Why haven't you incorporated the findings of molecular phylogeny in your coverage of birds or mammals?
MAK: Originally Palaeos vertebrates mostly emphasised a cladistic morphology-based methodology. The current revision will use a "Total Evidence" approach, which incorporates and synthesises phylogenetic evidence from all possible sources: fossil record, gross morphology-based cladistics, molecular phylogeny, evo-devo, etc. However it will take time to revise all the pages (and many most likely won't be revised at all, generally because they are pretty good as they are!). Also some of the original pages from 10 or so years ago will be retained, but these will be supplemented with new pages and material.
Are you looking for additional authors, editors, artists, etc?
MAK: Yes, we would love to have your input and contributions! Especially a project as vast as Palaeos could not possibly be undertaken by only a couple of people.
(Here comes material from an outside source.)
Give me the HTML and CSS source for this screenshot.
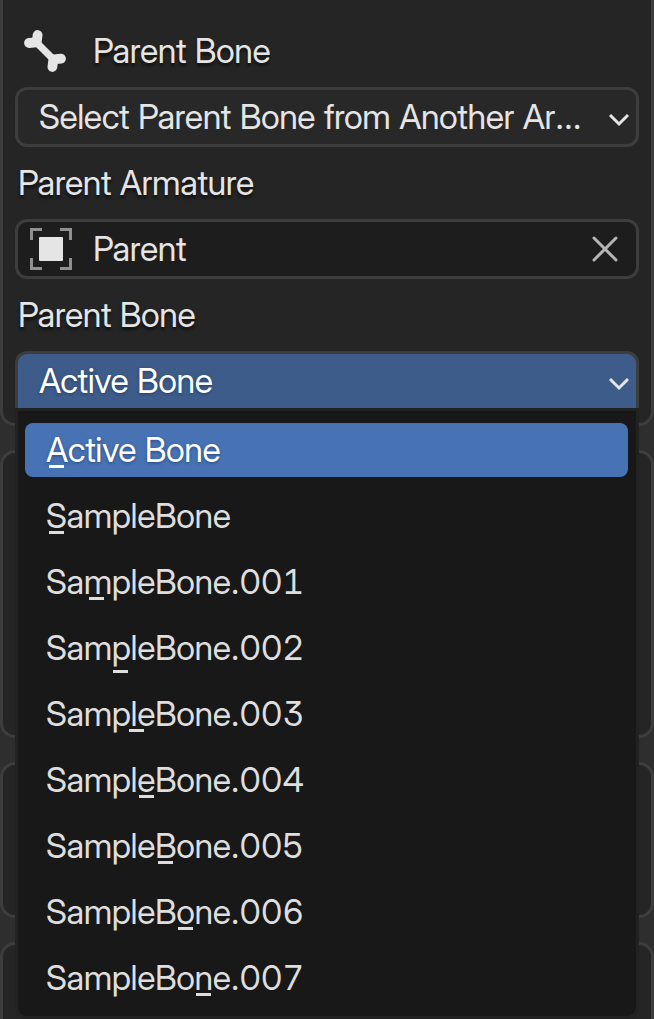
FILE: index.html
```html
<!DOCTYPE html>
<html lang="en">
<head>
<meta charset="utf-8">
<title>Parent Bone</title>
<link rel="stylesheet" href="styles.css">
</head>
<body>
<main class="sidebar">
  <section class="panel panel-main">
    <header class="heading">
      <svg class="bone" viewBox="0 0 42 42" width="42" height="42"><path d="M11 11 L31 31" stroke-width="7"/><path d="M13.6 5 L12.8 11.5 M5 13 L12 12.4 M28.4 37 L29.2 30.5 M37 28.6 L30 29.4" stroke-width="9.8" stroke-linecap="round"/></svg>
      <span class="text">Parent Bone</span>
    </header>
    <div class="field select">
      <span class="text">Select Parent Bone from Another Ar...</span>
      <svg class="chevron" viewBox="0 0 20 14" width="20" height="14"><path d="M1 2 L10 11 L19 2"/></svg>
    </div>
    <div class="label"><span class="text">Parent Armature</span></div>
    <div class="field object">
      <svg class="object-icon" viewBox="0 0 42 42" width="42" height="42"><path d="M1.5 12V1.5H12 M30 1.5H40.5V12 M40.5 30V40.5H30 M12 40.5H1.5V30"/><rect x="9" y="9" width="24" height="24" rx="1"/></svg>
      <span class="text">Parent</span>
      <svg class="clear" viewBox="0 0 26 26" width="26" height="26"><path d="M2 2L24 24M24 2L2 24"/></svg>
    </div>
    <div class="label"><span class="text">Parent Bone</span></div>
    <div class="field select open">
      <span class="text">Active Bone</span>
      <svg class="chevron" viewBox="0 0 20 14" width="20" height="14"><path d="M1 2 L10 11 L19 2"/></svg>
      <ul class="menu">
        <li class="item active"><span class="text"><span class="key k-cap">A</span>ctive Bone</span></li>
        <li class="item"><span class="text"><span class="key k-cap">S</span>ampleBone</span></li>
        <li class="item"><span class="text">Sa<span class="key k-m">m</span>pleBone.001</span></li>
        <li class="item"><span class="text">Sam<span class="key k-p">p</span>leBone.002</span></li>
        <li class="item"><span class="text">Samp<span class="key k-l">l</span>eBone.003</span></li>
        <li class="item"><span class="text">Sampl<span class="key">e</span>Bone.004</span></li>
        <li class="item"><span class="text">Sample<span class="key k-cap">B</span>one.005</span></li>
        <li class="item"><span class="text">SampleB<span class="key">o</span>ne.006</span></li>
        <li class="item"><span class="text">SampleBo<span class="key">n</span>e.007</span></li>
      </ul>
    </div>
  </section>
  <section class="panel panel-a"></section>
  <section class="panel panel-b"></section>
  <section class="panel panel-c"></section>
</main>
</body>
</html>
```
FILE: styles.css
```css
* { box-sizing: border-box; }

body {
  margin: 0;
  height: 1019px;
  overflow: hidden;
  background: #2e2e2e;
  color: #e5e5e5;
  font: 400 34px/40px "Inter Display", Inter, "Liberation Sans", sans-serif;
  font-variation-settings: "opsz" 32;
  font-feature-settings: "tnum", "cv09";
}

.sidebar {
  display: flex;
  flex-direction: column;
  gap: 24px;
}

.panel {
  flex: none;
  border: 3px solid #3d3d3d;
  border-radius: 15px;
  background: #252525;
}

.panel-main {
  height: 426px;
  padding: 18px 12px 0;
  border-top: 0;
  border-radius: 0 0 15px 15px;
}
.panel-a { height: 288px; }
.panel-b { height: 156px; }
.panel-c { height: 120px; }

.text { white-space: pre; letter-spacing: -0.42px; }

.heading {
  display: flex;
  align-items: center;
  gap: 27px;
  height: 66px;
  padding-left: 9px;
  text-shadow: 0 3px 3px #111;
}

.bone { fill: none; stroke: #e5e5e5; }

.field {
  display: flex;
  align-items: center;
  height: 60px;
  margin-top: 3px;
  border: 3px solid #3d3d3d;
  border-radius: 12px;
}

.select {
  position: relative;
  justify-content: space-between;
  padding: 0 7px 0 21px;
  background: #282828;
}

.chevron { flex: none; fill: none; stroke: #e5e5e5; stroke-width: 3; margin-top: 6px; }

.label {
  display: flex;
  align-items: center;
  height: 69px;
  padding: 3px 0 0 3px;
  text-shadow: 0 3px 3px #111;
}

.object {
  padding: 0 18px 0 12px;
  background: #1d1d1d;
}
.object .text { margin-left: 21px; }
.object-icon { fill: #e5e5e5; }
.object-icon path { fill: none; stroke: #909090; stroke-width: 3; }
.clear { margin-left: auto; fill: none; stroke: #b5b5b5; stroke-width: 3; stroke-linecap: round; }

.open {
  background: #3d5c8a;
  border-bottom-color: #222;
  border-radius: 12px 12px 0 0;
  color: #fff;
  text-shadow: 0 1px 3px #243d66;
}

.menu {
  position: absolute;
  top: 54px;
  left: -3px;
  width: 624px;
  height: 611px;
  margin: 0;
  padding: 12px 8px 0 7px;
  list-style: none;
  background: #181818;
  border: 3px solid #222;
  border-radius: 0 0 12px 12px;
  color: #dedede;
  text-shadow: none;
}

.item {
  display: flex;
  align-items: center;
  height: 54px;
  margin-bottom: 12px;
  padding-left: 21px;
  border-radius: 8px;
}
.item.active {
  background: #4772b3;
  color: #fff;
  text-shadow: 0 1px 3px #294a7c;
}

.key { position: relative; }
.key::after {
  content: "";
  position: absolute;
  left: 2px;
  top: 36px;
  width: 15px;
  height: 3px;
  background: currentColor;
}
.k-cap::after { left: 3px; }
.k-m::after { left: 5px; }
.k-p::after { left: 1px; top: 43px; }
.k-l::after { left: -2px; }
```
Do you accept paid advertising?
MAK: At the moment, no.
I totally disagree with what you have said regarding [insert taxon, topic, or methodology].
MAK: In that case, please contact me and submit your counterargument. Palaeos is not intended to represent a single pov, least of all mine! As long as what you say is reasonably argued and backed up with a few references (or not, as the case may be), I would be happy to include it (though I do draw the line at creationism, sorry).
How do I know the information is accurate?
ATW, MAK: You don't.
And just who the heck are you?
ATW: I have many years of experience as a vertebrate.
I used to leave it at that, but someone (correctly) thought I was being evasive. A resume is included for the hopelessly nosy.
MAK: Whereas I don't even have a resume, which should be enough to warn the unwary about the reliability or lack thereof of anything I've written. Other than that, there's a very brief bio here
Any restrictions on using this material?
ATW: I'm not sure. I used to have a "no copyright" policy except for attributed images. But Alan doesn't have this quirk, and he's trying out a Creative Commons licensing scheme. Myself, I tend to think that (a) no one could possibly make any commercial use out of my stuff and (b) they're welcome to try. Also: remember that the material found at any links contained in Palaeos is usually protected by copyrights belonging to the owners of those sites. All links in Palaeos are included purely by way of reference or citation. No claim is made to any material at those sites, nor does their citation in Palaeos constitute any form of license or permission, express or implied, to access, use or copy that material.
That's a pretty nifty disclaimer, can I use it?
ATW: For professional advice, my fee is $240 an hour.